SOURCE DATA:
⁂
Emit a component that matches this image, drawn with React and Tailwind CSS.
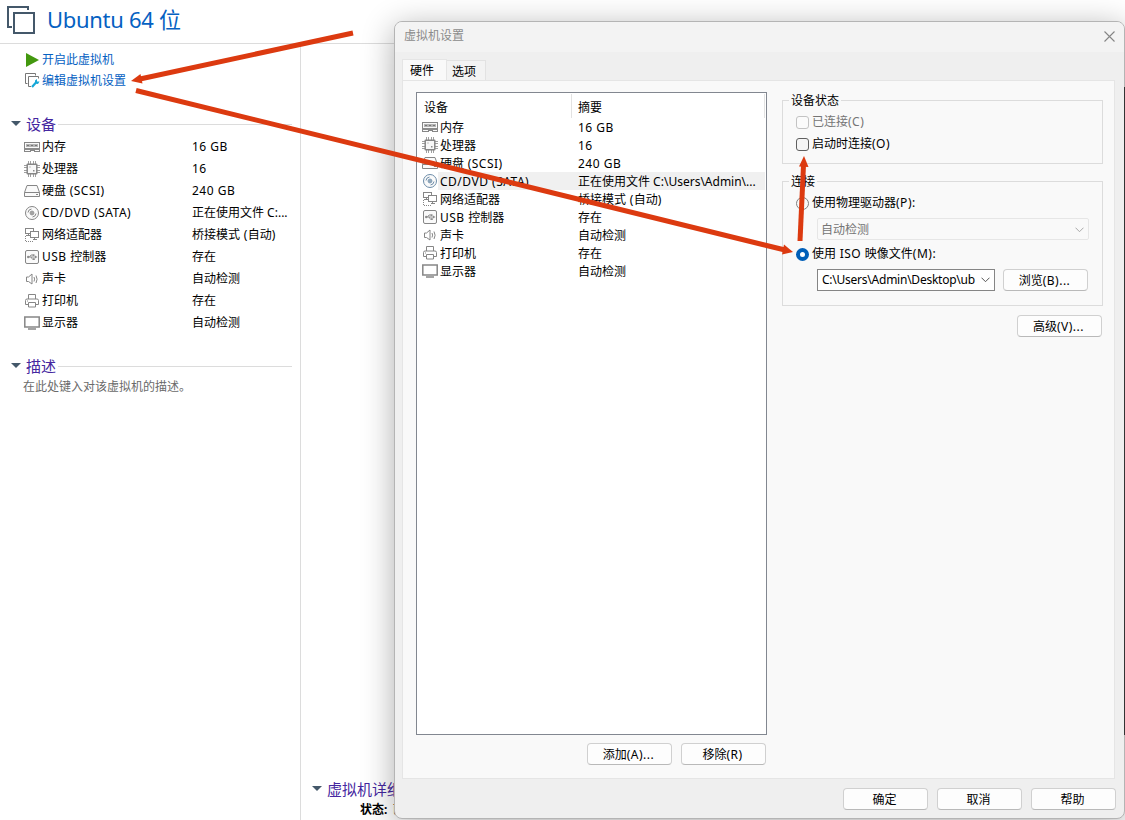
import React, { useState } from 'react';

const icons = {
  memory: (
    <g shapeRendering="crispEdges">
      <path d="M.5 3.500h15v9H10v-1H6v1H.5z" fill="#fafafa" />
      <path d="M0 9h16v2H0z" fill="#8c8c8c" stroke="none" />
      <path d="M2 5h12v3H2z" fill="#b4b4b4" stroke="none" />
      <path d="M3 6h2v1H3zM7 6h2v1H7zM11 6h2v1h-2z" fill="#777" stroke="none" />
    </g>
  ),
  cpu: (
    <g>
      <path d="M4.500 0v3M6.500 0v3M9.500 0v3M11.500 0v3M4.500 13v3M6.500 13v3M9.500 13v3M11.500 13v3M0 4.500h3M0 6.500h3M0 9.500h3M0 11.500h3M13 4.500h3M13 6.500h3M13 9.500h3M13 11.500h3" stroke="#a0a0a0" />
      <rect x="3.200" y="3.200" width="9.600" height="9.600" rx=".5" fill="#f8f8f8" strokeWidth="1.500" />
      <path d="M5.500 5.500h1v1h-1zM9 9h1.500v1.500H9z" fill="#8c8c8c" stroke="none" />
    </g>
  ),
  disk: (
    <g>
      <path d="M3 2.500h10l2.500 7v4H.5v-4z" fill="#fafafa" />
      <path d="M.5 9.500h15M12 11.500h2" />
    </g>
  ),
  cd: (
    <g>
      <circle cx="8" cy="8" r="6.500" fill="#fafafa" />
      <circle cx="8" cy="8" r="1.900" />
      <circle cx="8" cy="8" r=".6" fill="#8c8c8c" />
      <path d="M4 7.500a4 4 0 0 1 3.500-3.500M12 8.500a4 4 0 0 1-3.500 3.500" />
    </g>
  ),
  network: (
    <g shapeRendering="crispEdges">
      <path d="M6.500 6.500h-5v-5h8v3" />
      <path d="M6.500 4.500h8v6h-8zM8.500 12.500h4M10.500 10v2M4.500 7v2M2 8.500h4" />
      <path d="M1.500 9v5.500h8" strokeDasharray="1 1" />
    </g>
  ),
  usb: (
    <g>
      <rect x="1.500" y="1.500" width="13" height="13" rx="1.500" fill="#fafafa" />
      <path d="M4 8h8M5.500 8l1.500-2h2M7 8l1.500 2.300H10" strokeWidth=".9" />
      <path d="M11 6.500L13.500 8 11 9.500zM8.700 5.200h1.800v1.700H8.700zM9 9.300h1.800V11H9z" fill="#8c8c8c" stroke="none" />
      <circle cx="4.200" cy="8" r="1.200" fill="#8c8c8c" stroke="none" />
    </g>
  ),
  sound: (
    <g>
      <path d="M2.500 6h2L8 3v10L4.500 10.500h-2z" />
      <path d="M10 6q1.200 2 0 4.500M12 4.500q2.200 3.700 0 7.500" />
    </g>
  ),
  printer: (
    <g>
      <path d="M4.500 6V1.500h7V6M4.500 11.500h-3v-4q0-1.500 1.500-1.500h10q1.500 0 1.500 1.500v4h-3M4.500 9.500h7v4.500h-7zM3 8h1" />
    </g>
  ),
  display: (
    <g>
      <rect x=".8" y="2" width="14.400" height="10" fill="#fff" strokeWidth="1.500" />
      <path d="M4 14h8" strokeWidth="1.500" />
    </g>
  ),
};

const DeviceIcon = ({ name, active }) => (
  <svg
    width="16"
    height="16"
    viewBox="0 0 16 16"
    fill="none"
    stroke={active ? '#6c8ca8' : '#868686'}
    strokeWidth="1"
    className="shrink-0"
  >
    {icons[name]}
  </svg>
);

// Latin runs are set a little wider than the Chinese around them
const Mixed = ({ children }) => (
  <>
    {children.split(/([\x20-\x7e]+)/).map((part, i) =>
      i % 2 ? <span key={i} className="tracking-[0.5px] whitespace-pre">{part}</span> : part
    )}
  </>
);

const Chevron = ({ className }) => (
  <svg width="9" height="6" viewBox="0 0 9 6" fill="none" stroke="currentColor" className={`shrink-0 ${className}`}>
    <path d="M.5.7l4 4 4-4" />
  </svg>
);

const devices = [
  { icon: 'memory', name: '内存', summary: '16 GB' },
  { icon: 'cpu', name: '处理器', summary: '16' },
  { icon: 'disk', name: '硬盘 (SCSI)', summary: '240 GB' },
  { icon: 'cd', name: 'CD/DVD (SATA)', summary: '正在使用文件 C:...', full: '正在使用文件 C:\\Users\\Admin\\...' },
  { icon: 'network', name: '网络适配器', summary: '桥接模式 (自动)' },
  { icon: 'usb', name: 'USB 控制器', summary: '存在' },
  { icon: 'sound', name: '声卡', summary: '自动检测' },
  { icon: 'printer', name: '打印机', summary: '存在' },
  { icon: 'display', name: '显示器', summary: '自动检测' },
];

const SectionTitle = ({ children, line = true }) => (
  <div className="flex items-center h-[22px]">
    <svg width="10" height="6" viewBox="0 0 10 6" className="shrink-0 mr-[5px]">
      <path d="M0 0h10L5 5z" fill="#44586a" />
    </svg>
    <span className="text-[15px] leading-[22px] text-[#4527a0] whitespace-nowrap">{children}</span>
    {line && <div className="flex-1 h-px bg-[#dcdcdc] ml-[2px]"></div>}
  </div>
);

const Button = ({ children }) => (
  <button className="w-[85px] h-[22px] flex items-center justify-center bg-[#fdfdfd] border border-[#d0d0d0] border-b-[#b9b9b9] rounded-[4px] text-xs leading-none whitespace-nowrap pt-[2px] pr-[2px]">
    <Mixed>{children}</Mixed>
  </button>
);

const Sidebar = () => (
  <aside className="w-[301px] shrink-0 border-r border-[#dcdcdc] pt-[5px]">
    <div className="flex items-center h-[21px] pl-[26px] text-xs text-[#0561c2]">
      <svg width="13" height="14" viewBox="0 0 13 14" className="mr-[3px]">
        <path d="M0 0L13 7 0 14z" fill="#43980f" />
      </svg>
      开启此虚拟机
    </div>
    <div className="flex items-center h-[21px] pl-[25px] text-xs text-[#0561c2]">
      <svg width="15" height="15" viewBox="0 0 15 15" fill="none" className="mr-[2px]">
        <path d="M2.500 10.500h-2V.5h10v2" stroke="#777" />
        <path d="M6 13.500H3.500v-10h10v2" stroke="#777" />
        <path d="M7 14l4-4.500" stroke="#16a8d8" strokeWidth="2.200" />
        <path d="M10 7.500l2-1.500v2.500h2.500l-1.500 2.500-3-.5z" fill="#16a8d8" />
      </svg>
      编辑虚拟机设置
    </div>

    <div className="mt-[22px] pl-[11px] pr-2">
      <SectionTitle>设备</SectionTitle>
      <ul className="pl-[13px] pt-px">
        {devices.map((d) => (
          <li key={d.icon} className="flex items-center h-[22px] text-xs whitespace-nowrap">
            <DeviceIcon name={d.icon} />
            <span className="w-[150px] pl-[2px] mr-[2px]">
              <Mixed>{d.name}</Mixed>
            </span>
            <span>{d.full ? d.summary : <Mixed>{d.summary}</Mixed>}</span>
          </li>
        ))}
      </ul>
    </div>

    <div className="mt-[21px] pl-[11px] pr-2">
      <SectionTitle>描述</SectionTitle>
      <p className="pl-3 pt-px text-xs leading-[18px] text-[#6a6a6a]">在此处键入对该虚拟机的描述。</p>
    </div>
  </aside>
);

const HardwareList = ({ selected, onSelect }) => (
  <div className="w-[351px] h-[643px] border border-[#828790] bg-white text-xs">
    <div className="flex h-[25px] pt-px">
      <div className="w-[155px] pl-[7px] pt-[5px] leading-[18px] border-r border-[#e2e2e2]">设备</div>
      <div className="w-[193px] pl-[6px] pt-[5px] leading-[18px] border-r border-[#e2e2e2]">摘要</div>
    </div>
    {devices.map((d) => (
      <div key={d.icon} onClick={() => onSelect(d.icon)} className="flex items-center h-[18px] pl-[5px] pr-px whitespace-nowrap">
        <DeviceIcon name={d.icon} active={selected === d.icon} />
        <div className={`flex flex-1 items-center h-full pl-[2px] pt-[2px] ${selected === d.icon ? 'bg-[#f0f0f0]' : ''}`}>
          <span className="w-[138px]">
            <Mixed>{d.name}</Mixed>
          </span>
          <span>{d.full || <Mixed>{d.summary}</Mixed>}</span>
        </div>
      </div>
    ))}
  </div>
);

const DeviceOptions = () => (
  <div className="w-[321px] text-xs">
    <fieldset className="h-[72px] border border-[#dcdcdc] pl-[13px]">
      <legend className="-ml-[7px] px-[2px] pt-px leading-[15px] h-4">设备状态</legend>
      <div className="flex flex-col gap-[4px] pt-[5px]">
        <label className="flex items-center h-[18px] gap-[3px] text-[#757575]">
          <span className="w-[13px] h-[13px] border border-[#c3c3c3] rounded-[3px] bg-[#fbfbfb]"></span>
          <span><Mixed>已连接(C)</Mixed></span>
        </label>
        <label className="flex items-center h-[18px] gap-[3px]">
          <span className="w-[13px] h-[13px] border border-[#5f5f5f] rounded-[3px] bg-[#f5f5f5]"></span>
          <span><Mixed>启动时连接(O)</Mixed></span>
        </label>
      </div>
    </fieldset>

    <fieldset className="h-[133px] mt-[9px] border border-[#dcdcdc] pl-[13px]">
      <legend className="-ml-[7px] px-[2px] pt-px leading-[15px] h-4">连接</legend>
      <label className="flex items-center h-[18px] gap-[3px] mt-[5px]">
        <span className="w-[13px] h-[13px] border border-[#808080] rounded-full"></span>
        <span><Mixed>使用物理驱动器(P):</Mixed></span>
      </label>
      <div className="ml-[21px] mt-[6px] w-[272px] h-[22px] flex items-center justify-between pl-[3px] pr-[4px] pt-px border border-[#e6e6e6] rounded-[2px] text-[#757575]">
        自动检测
        <Chevron className="text-[#a8a8a8]" />
      </div>
      <label className="flex items-center h-[18px] gap-[3px] mt-[5px]">
        <span className="w-[13px] h-[13px] border-4 border-[#005fb8] bg-white rounded-full"></span>
        <span><Mixed>使用 ISO 映像文件(M):</Mixed></span>
      </label>
      <div className="flex items-center gap-2 ml-[21px] mt-[6px]">
        <div className="w-[178px] h-[22px] flex items-center justify-between pl-1 pr-[4px] border border-[#858585] bg-white whitespace-nowrap">
          <span className="tracking-[-0.24px]">C:\Users\Admin\Desktop\ub</span>
          <Chevron className="text-[#555]" />
        </div>
        <Button>浏览(B)...</Button>
      </div>
    </fieldset>

    <div className="flex justify-end mt-[9px] pr-px">
      <Button>高级(V)...</Button>
    </div>
  </div>
);

const SettingsDialog = () => {
  const [tab, setTab] = useState('hardware');
  const [selected, setSelected] = useState('cd');

  return (
    <div className="absolute left-[394px] top-[21px] w-[731px] h-[798px] flex flex-col bg-[#efefef] border border-[#b4b4b4] rounded-[8px] shadow-[0_6px_32px_rgba(0,0,0,0.32)] overflow-hidden">
      <div className="flex items-center justify-between h-[30px] shrink-0 bg-[#f3f3f3] pl-[9px] pr-[9px] pb-[2px] text-xs text-[#8b8b8b]">
        虚拟机设置
        <svg width="11" height="11" viewBox="0 0 11 11" stroke="#858585" strokeWidth="1.100">
          <path d="M.5.5l10 10M10.500.5l-10 10" />
        </svg>
      </div>

      <div className="flex items-end h-[28px] shrink-0 pl-[7px] text-xs">
        <button
          onClick={() => setTab('hardware')}
          className="w-[45px] h-[22px] -mb-px pl-px pr-[6px] border border-b-0 border-[#e5e5e5] bg-[#f9f9f9]"
        >
          硬件
        </button>
        <button
          onClick={() => setTab('options')}
          className="w-[39px] h-5 pt-[3px] pr-[4px] border border-l-0 border-b-0 border-[#e2e2e2] bg-[#f3f3f3]"
        >
          选项
        </button>
      </div>

      <div className="flex gap-[15px] w-[713px] h-[699px] shrink-0 ml-[7px] pl-[13px] pt-[11px] border border-[#e5e5e5] bg-[#f9f9f9]">
        <div>
          <HardwareList selected={selected} onSelect={setSelected} />
          <div className="flex justify-end gap-[9px] mt-2 pr-px">
            <Button>添加(A)...</Button>
            <Button>移除(R)</Button>
          </div>
        </div>
        <DeviceOptions key={tab} />
      </div>

      <div className="flex justify-end gap-[9px] pt-[9px] pr-[8px]">
        <Button>确定</Button>
        <Button>取消</Button>
        <Button>帮助</Button>
      </div>
    </div>
  );
};

const Arrows = () => (
  <svg width="1125" height="820" viewBox="0 0 1125 820" className="absolute left-0 top-0 pointer-events-none">
    <g stroke="#dc3a10" strokeWidth="5">
      <path d="M353 33L140 79" />
      <path d="M136 90.500L785 250" />
      <path d="M800 241L803.500 165" />
    </g>
    <g fill="#dc3a10">
      <path d="M131 81L140.500 74 142.500 83.500z" />
      <path d="M793 252L784 244.500 782 254.500z" />
      <path d="M804 156L808.500 167 799 166.500z" />
    </g>
  </svg>
);

const App = () => {
  return (
    <div className="relative w-[1125px] h-[820px] overflow-hidden flex flex-col bg-white text-black font-['Noto_Sans','Noto_Sans_CJK_SC',sans-serif]">
      {/* Header */}
      <header className="flex items-center h-11 shrink-0 border-b border-[#dcdcdc] pl-[7px] pb-[3px]">
        <svg width="28" height="28" viewBox="0 0 28 28" fill="none" stroke="#44586a" strokeWidth="2" className="mr-[12px]">
          <path d="M5 21H1V1h20v3" />
          <path d="M7 7h20v20H7z" />
        </svg>
        <h1 className="text-[22px] leading-[28px] pb-[2px] tracking-[-0.3px] text-[#0561c2]">Ubuntu 64 位</h1>
      </header>

      <div className="flex flex-1 min-h-0">
        <Sidebar />
        <main className="flex-1 flex flex-col justify-end pl-[11px] text-xs">
          <SectionTitle line={false}>虚拟机详细信息</SectionTitle>
          <p className="pl-[48px] h-[20px] leading-5">
            <b>状态:</b> <span className="ml-[2px]">已关机</span>
          </p>
        </main>
      </div>

      {/* Edge of the window behind */}
      <div className="absolute right-0 top-[87px] w-px h-[648px] bg-[#333] z-10"></div>

      <SettingsDialog />
      <Arrows />
    </div>
  );
};

export default App;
⁂
WHAT THIS TASK INVOLVES:
Note every line above where the string "React" shows up, and copy those lines.

ANSWER FOR THE TASK:
Emit a component that matches this image, drawn with React and Tailwind CSS.
import React, { useState } from 'react';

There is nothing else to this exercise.